De plus, la mise en place d’un signal de qualité (labellisation, etc.) associée à une stratégie de communication adéquate peut être un moyen d’amélioration de la qualité d’un produit balnéaire. Cela nécessitera des investissements lourds que l’Etat devra prendre en charge, au moins à court terme à travers une politique d’amélioration de la qualité globale (renforcement des critères de notation des hôtels, création d’incitations fiscales et autres mesures pour le diversification des composants du produit touristique), ce qui permettra à terme de pouvoir renforcer la promotion du produit à l’étranger.

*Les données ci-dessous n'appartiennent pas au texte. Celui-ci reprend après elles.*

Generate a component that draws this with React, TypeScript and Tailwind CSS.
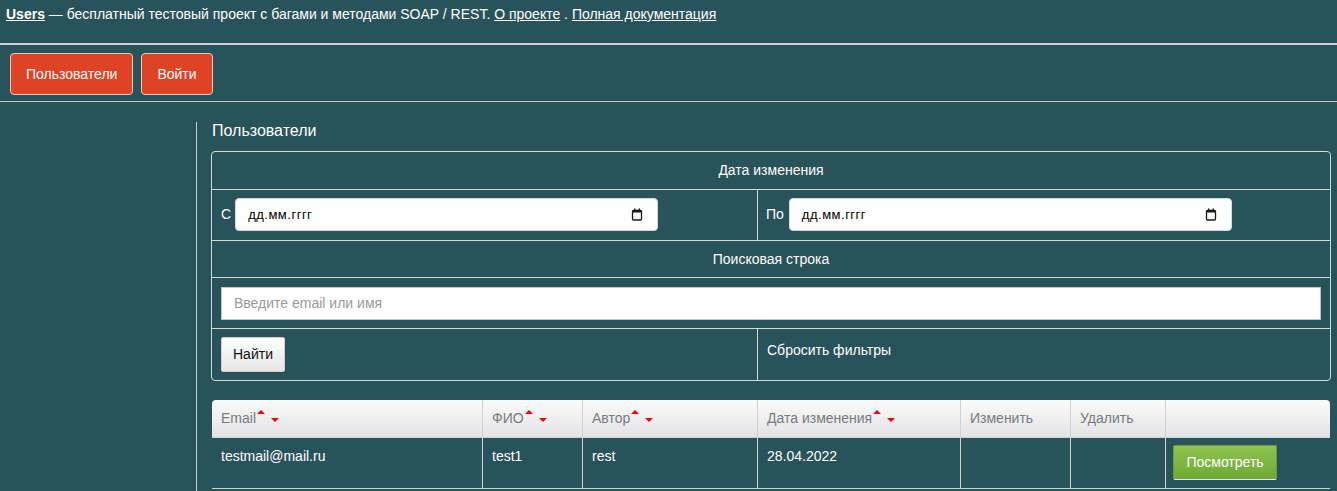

D’autres mesures peuvent consister à inciter les tours opérateurs à faire évoluer leur rapport contractuel avec les fournisseurs locaux, en intégrant dans les contrats des clauses relatives à une coordination plus accrue que celle qui existe dans le marché standard à savoir: une conception conjointe d’un produit de qualité répondant à une certaine exigence d’une demande internationale, participation des tours opérateurs aux divers coûts de mise à niveau des prestataires locaux, ou encore l’établissement d’un cahier des charges strict moyennant une rémunération plus appropriée.

Tous ces remèdes ne représentent qu’un sous-ensemble non exhaustif de mesures susceptible d’améliorer la qualité du produit balnéaire tunisien, s’inspirant d’initiatives couronnées de succès comme l’exemple du tour opérateur turc Vasco qui a réussi notamment a créer une valeur ajoutée au produit balnéaire d’Antalya.